Question

A chemist mixes a 10% saline solution with a 20% saline solution to make 500 milliliters of a 16% saline solution. How many milliliters of each solution does the chemist mix together?

Answer 1

`200" "mL` of 10% solution.
`300" "mL` of 20% solution.

Explanation:

To solve for two unknowns we need two equations/pieces of information. Our two unknowns are the volumes of each stock solution. Let:

`x="volume of " 10%" "(mL)`
`y="volume of " 20%" "(mL)`

For our first equation, we know the total volume is 500 mL and is the sum of x and y:

`x+y=500" "mL`

`rArry=500-x` `" "(1)`

For our second equation, we do a mass balance for 500 mL of final solution.

`16%" w/v"=0.16" "g/(mL)`

This means that in 1 mL of solution, we have 0.16 g of NaCl.

For any solution, concentration multiplied by volume will give the mass of NaCl:

`"mass in " x" " mL=C*V" "(g/(cancel(mL)))*cancel(mL)`

So in `500" mL"` we have `0.16*500" " (g/(cancel(mL)))*cancel(mL)=80" "g` of NaCl.

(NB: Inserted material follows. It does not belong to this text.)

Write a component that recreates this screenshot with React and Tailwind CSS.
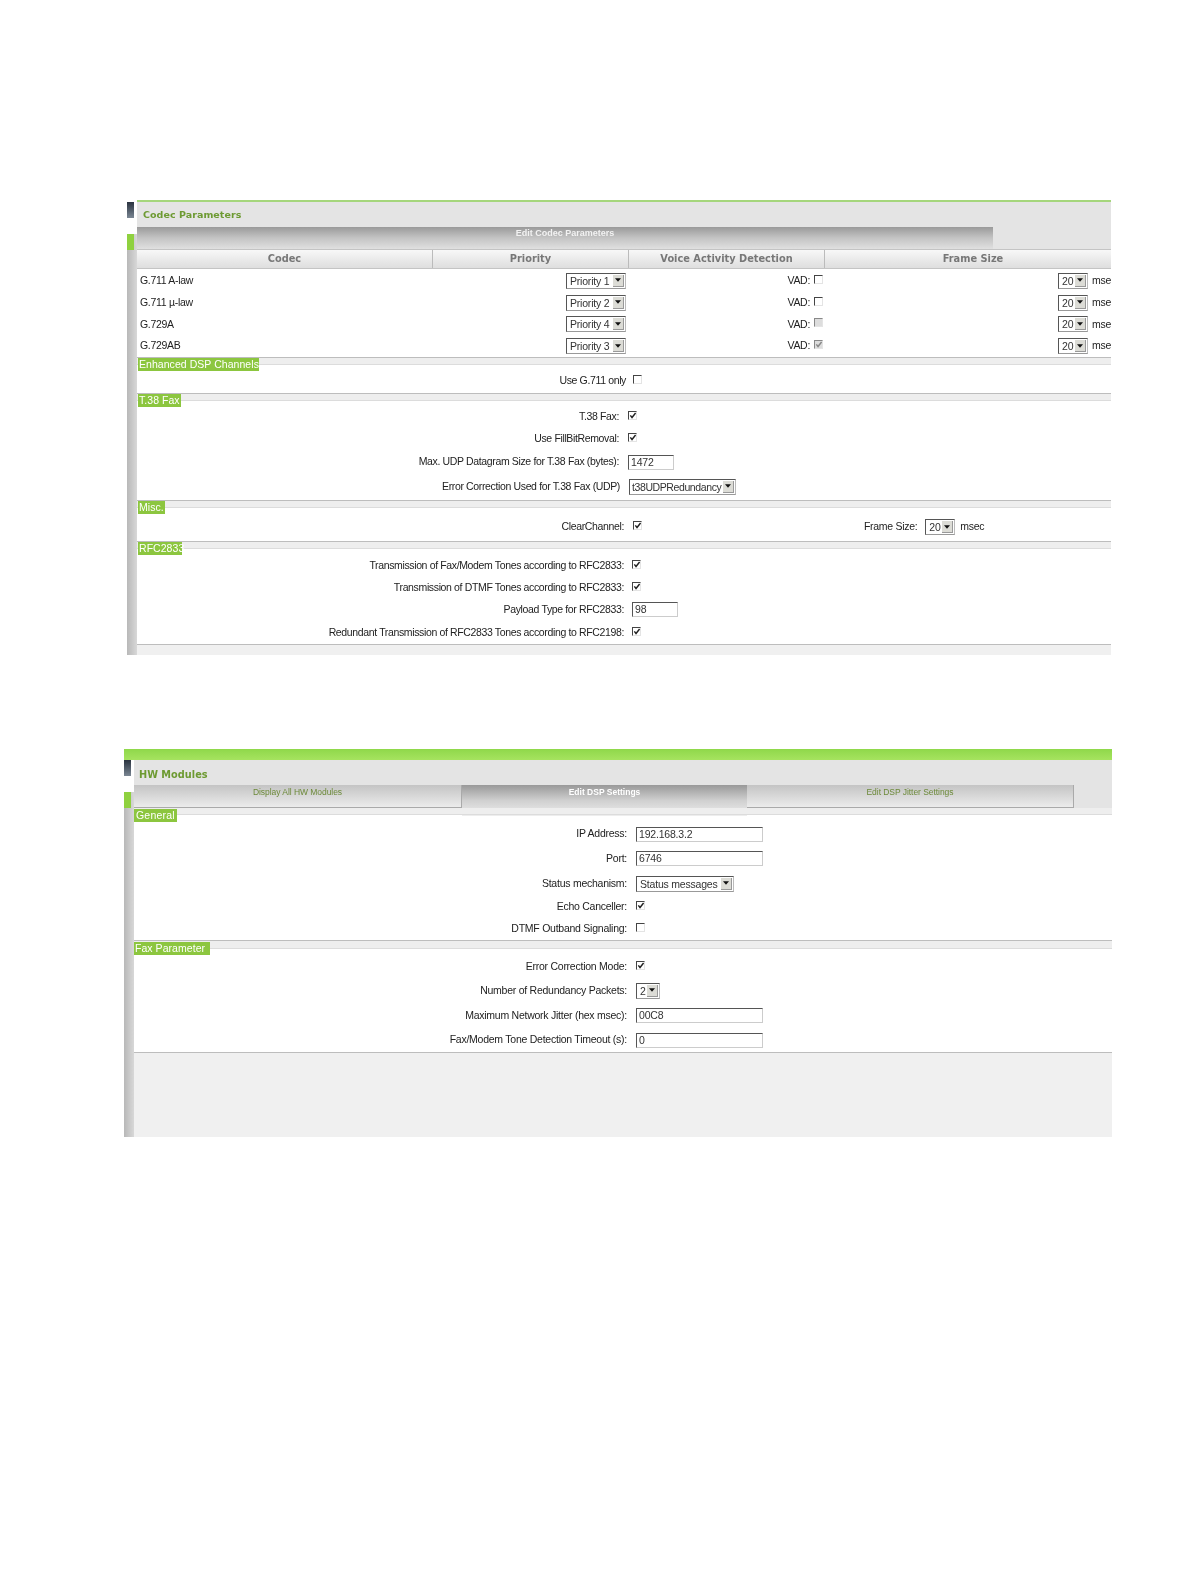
const sans = "font-['Liberation_Sans',Arial,sans-serif]";

function Check({ checked = false, disabled = false }) {
  return (
    <span className={`relative inline-block w-[9px] h-[9px] shrink-0 -mt-[3px] border-t border-l ${disabled ? "border-[#888] bg-[#ddd]" : "border-[#444] bg-white"} border-r border-b border-r-[#e4e4e4] border-b-[#e4e4e4]`}>
      {checked && (
        <svg viewBox="0 0 9 9" className="absolute left-0 top-0 w-[8px] h-[8px]">
          <path d="M1.5 3.8 L3.4 6.2 L7.4 1.2" fill="none" stroke={disabled ? "#888" : "#222"} strokeWidth="1.6" />
        </svg>
      )}
    </span>
  );
}

function Select({ value, className = "", textClass = "pl-[3px] tracking-[-0.2px]" }) {
  return (
    <span className={`inline-flex items-stretch h-[16px] shrink-0 border-t border-l border-[#555] border-r border-b border-r-[#bbb] border-b-[#999] bg-white ${className}`}>
      <span className={`flex-1 text-[10.5px] leading-[14px] text-[#333] whitespace-nowrap ${textClass}`}>{value}</span>
      <span className="flex items-center justify-center w-[11px] shrink-0 my-[1px] mr-[1px] bg-[#dcdcd6] border-r border-b border-[#999]">
        <svg viewBox="0 0 7 4" className="w-[6px] h-[4px]"><path d="M0 0 H7 L3.5 4 Z" fill="#111" /></svg>
      </span>
    </span>
  );
}

function Input({ value, className = "" }) {
  return (
    <span className={`inline-block h-[15px] shrink-0 border-t border-l border-[#555] border-r border-b border-r-[#ccc] border-b-[#ccc] bg-white pl-[2px] text-[10.5px] tracking-[-0.2px] leading-[13px] text-[#333] ${className}`}>
      {value}
    </span>
  );
}

function Field({ label, h, labelW, gap = "gap-[9px]", text = "text-[10.5px] tracking-[-0.25px]", children }) {
  return (
    <div className={`flex items-center ${gap} ${h}`}>
      <span className={`${labelW} text-right ${text} text-[#222] whitespace-nowrap`}>{label}</span>
      {children}
    </div>
  );
}

function Section({ label, labelW, labelPos = "left-[1px] top-0", barH = "h-[8px]", children }) {
  return (
    <section>
      <div className={`relative ${barH} bg-[#eeeeee] border-t border-t-[#bdbdbd] border-b border-b-[#dcdcdc]`}>
        <span className={`absolute ${labelPos} ${labelW} h-[13px] bg-[#8cc63f] pl-[1px] text-[10.5px] leading-[13px] text-white tracking-[0.05px] whitespace-nowrap z-10`}>{label}</span>
      </div>
      {children}
    </section>
  );
}

function Rail({ railW, darkW }) {
  return (
    <div className={`${railW} shrink-0 flex flex-col bg-gradient-to-r from-[#b8b8b8] to-[#d8d8d8]`}>
      <div className="h-[16px] shrink-0 bg-white">
        <div className={`${darkW} h-full bg-gradient-to-b from-[#2b3440] to-[#7b8794]`} />
      </div>
      <div className="h-[16px] shrink-0 bg-white" />
      <div className={`h-[16px] ${darkW} shrink-0 bg-[#8fd13f]`} />
    </div>
  );
}

const codecs = [
  ["G.711 A-law", "Priority 1", false, false],
  ["G.711 µ-law", "Priority 2", false, false],
  ["G.729A", "Priority 4", false, true],
  ["G.729AB", "Priority 3", true, true],
];

function CodecPanel() {
  const lw = "w-[482px]";
  const t = "text-[10.5px] tracking-[-0.36px]";
  return (
    <div className="ml-[127px] w-[984px] flex flex-col">
      <div className="h-[2px] bg-[#a5d67c] ml-[10px]" />
      <div className="flex h-[453px]">
        <Rail railW="w-[10px]" darkW="w-[7px]" />
        <div className="flex-1 flex flex-col min-w-0">
          <div className="h-[25px] bg-[#e4e4e4] flex items-center pl-[6px] pt-[2px]">
            <h1 className="font-['DejaVu_Sans',sans-serif] font-bold text-[9.5px] tracking-[0.05px] text-[#6d9a32]">Codec Parameters</h1>
          </div>
          <div className="h-[22px] bg-[#e4e4e4] shrink-0">
            <div className="w-[856px] h-full bg-gradient-to-b from-[#9a9a9a] via-[#c4c4c4] to-[#e0e0e0] flex justify-center">
              <span className="text-[9px] font-bold text-[#f2f2f2]">Edit Codec Parameters</span>
            </div>
          </div>
          <div className="grid grid-cols-[296px_196px_196px_1fr] h-[20px] border-t border-b border-[#c4c4c4] bg-gradient-to-b from-[#f8f8f8] to-[#dedede] font-['DejaVu_Sans',sans-serif] font-bold text-[9.8px] text-[#777] text-center leading-[18px]">
            <div className="border-r border-[#bbb]">Codec</div>
            <div className="border-r border-[#bbb]">Priority</div>
            <div className="border-r border-[#bbb]">Voice Activity Detection</div>
            <div className="pl-[10px]">Frame Size</div>
          </div>
          <div className="flex flex-col h-[88px] pt-[1px] bg-white text-[10.5px] tracking-[-0.3px] text-[#222]">
            {codecs.map(([name, pr, chk, dis]) => (
              <div key={name} className="grid grid-cols-[296px_196px_196px_1fr] h-[22px] items-center">
                <span className="pl-[3px]">{name}</span>
                <div className="flex justify-end pr-[3px]"><Select value={pr} className="w-[60px]" /></div>
                <div className="flex justify-end items-center gap-[4px] pr-[2px]"><span>VAD:</span><Check checked={chk} disabled={dis} /></div>
                <div className="flex justify-end items-center gap-[4px]">
                  <Select value="20" className="w-[30px]" />
                  <span className="w-[19px] whitespace-nowrap">mse</span>
                </div>
              </div>
            ))}
          </div>
          <Section label="Enhanced DSP Channels" labelW="w-[121px]">
            <div className="bg-white h-[28px] pt-[5px]">
              <Field label="Use G.711 only" h="h-[22px]" labelW="w-[489px]" gap="gap-[7px]" text={t}><Check /></Field>
            </div>
          </Section>
          <Section label="T.38 Fax" labelW="w-[43px]">
            <div className="bg-white h-[99px] pt-[5px]">
              <Field label="T.38 Fax:" h="h-[22px]" labelW={lw} text={t}><Check checked /></Field>
              <Field label="Use FillBitRemoval:" h="h-[22px]" labelW={lw} text={t}><Check checked /></Field>
              <Field label="Max. UDP Datagram Size for T.38 Fax (bytes):" h="h-[24px]" labelW={lw} text={t}><Input value="1472" className="w-[46px]" /></Field>
              <Field label="Error Correction Used for T.38 Fax (UDP)" h="h-[25px]" labelW="w-[483px]" text={t}><Select value="t38UDPRedundancy" className="w-[107px]" textClass="pl-[2px] tracking-[-0.4px]" /></Field>
            </div>
          </Section>
          <Section label="Misc." labelW="w-[27px]">
            <div className="bg-white h-[33px] pt-[5px] flex">
              <Field label="ClearChannel:" h="h-[28px]" labelW="w-[487px]" text={t}><Check checked /></Field>
              <div className="ml-[222px] flex items-center h-[28px] text-[10.5px] tracking-[-0.3px] text-[#222]">
                <span>Frame Size:</span>
                <Select value="20" className="w-[30px] ml-[8px]" />
                <span className="ml-[5px]">msec</span>
              </div>
            </div>
          </Section>
          <Section label="RFC2833" labelW="w-[44px]">
            <div className="bg-white h-[95px] pt-[6px]">
              <Field label="Transmission of Fax/Modem Tones according to RFC2833:" h="h-[22px]" labelW="w-[487px]" gap="gap-[8px]" text={t}><Check checked /></Field>
              <Field label="Transmission of DTMF Tones according to RFC2833:" h="h-[21px]" labelW="w-[487px]" gap="gap-[8px]" text={t}><Check checked /></Field>
              <Field label="Payload Type for RFC2833:" h="h-[23px]" labelW="w-[487px]" gap="gap-[8px]" text={t}><Input value="98" className="w-[46px]" /></Field>
              <Field label="Redundant Transmission of RFC2833 Tones according to RFC2198:" h="h-[23px]" labelW="w-[487px]" gap="gap-[8px]" text={t}><Check checked /></Field>
            </div>
          </Section>
          <div className="flex-1 bg-[#f0f0f0] border-t border-[#bdbdbd]" />
        </div>
      </div>
    </div>
  );
}

function Tab({ w, active, children }) {
  return (
    <div className={`${w} shrink-0 text-center text-[8.5px] ${active
      ? "h-[31px] bg-gradient-to-b from-[#999] via-[#d0d0d0] to-[#eee] text-white font-bold"
      : "h-[23px] bg-gradient-to-b from-[#c4c4c4] to-[#ececec] border-r border-b border-[#aaa] text-[#6d8a3a] tracking-[-0.05px]"} leading-[14px]`}>
      {children}
    </div>
  );
}

function HwPanel() {
  const lw = "w-[493px]";
  return (
    <div className="ml-[124px] mt-[94px] w-[988px] flex flex-col">
      <div className="h-[11px] bg-gradient-to-b from-[#8fd84a] to-[#a6e35f]" />
      <div className="flex h-[377px]">
        <Rail railW="w-[10px]" darkW="w-[7px]" />
        <div className="flex-1 flex flex-col min-w-0">
          <div className="h-[25px] bg-[#e4e4e4] flex items-center pl-[5px] pt-[5px]">
            <h1 className="font-['DejaVu_Sans',sans-serif] font-bold text-[9.75px] tracking-[0.02px] text-[#6d9a32]">HW Modules</h1>
          </div>
          <div className="h-[23px] bg-[#e4e4e4] flex shrink-0 relative z-0">
            <Tab w="w-[328px]">Display All HW Modules</Tab>
            <Tab w="w-[285px]" active>Edit DSP Settings</Tab>
            <Tab w="w-[327px]">Edit DSP Jitter Settings</Tab>
          </div>
          <section>
            <div className="relative h-[7px] bg-[#eeeeee] border-b border-[#dcdcdc]">
              <span className="absolute left-0 top-[1px] w-[43px] h-[13px] bg-[#8cc63f] pl-[2px] text-[10.5px] leading-[13px] text-white tracking-[0.2px] z-10">General</span>
            </div>
            <div className="bg-white h-[125px] pt-[7px]">
              <Field label="IP Address:" h="h-[24px]" labelW={lw}><Input value="192.168.3.2" className="w-[127px]" /></Field>
              <Field label="Port:" h="h-[25px]" labelW={lw}><Input value="6746" className="w-[127px]" /></Field>
              <Field label="Status mechanism:" h="h-[25px]" labelW={lw}><Select value="Status messages" className="w-[98px]" /></Field>
              <Field label="Echo Canceller:" h="h-[22px]" labelW={lw}><Check checked /></Field>
              <Field label="DTMF Outband Signaling:" h="h-[22px]" labelW={lw}><Check /></Field>
            </div>
          </section>
          <Section label="Fax Parameter" labelW="w-[76px]" labelPos="left-0 top-[1px]" barH="h-[9px]">
            <div className="bg-white h-[103px] pt-[6px]">
              <Field label="Error Correction Mode:" h="h-[23px]" labelW={lw}><Check checked /></Field>
              <Field label="Number of Redundancy Packets:" h="h-[25px]" labelW={lw}><Select value="2" className="w-[24px]" /></Field>
              <Field label="Maximum Network Jitter (hex msec):" h="h-[25px]" labelW={lw}><Input value="00C8" className="w-[127px]" /></Field>
              <Field label="Fax/Modem Tone Detection Timeout (s):" h="h-[24px]" labelW={lw}><Input value="0" className="w-[127px]" /></Field>
            </div>
          </Section>
          <div className="flex-1 bg-[#f0f0f0] border-t border-[#bdbdbd]" />
        </div>
      </div>
    </div>
  );
}

export default function App() {
  return (
    <div className={`${sans} w-[1190px] h-[1582px] bg-white pt-[200px] overflow-hidden blur-[0.3px]`}>
      <CodecPanel />
      <HwPanel />
    </div>
  );
}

So, the sum of the masses of NaCl in `x` and `y` must equal `80" "g`, leading to the following expression:

`C_x*V_x+C_y*V_y=80`
`0.1x+0.2y=80` `" "(2)`

Now, substitute our expression for x, (1), into (2):

`0.1x+0.2(500-x)=80`

`0.1x-0.2x+100=80` `rArr0.1x=20` `rArrx=200" "mL`

Now solve for y using (1):

`y=500-x=500-200=300" "mL`

Answer 2

A different approach! Very detailed explanation given.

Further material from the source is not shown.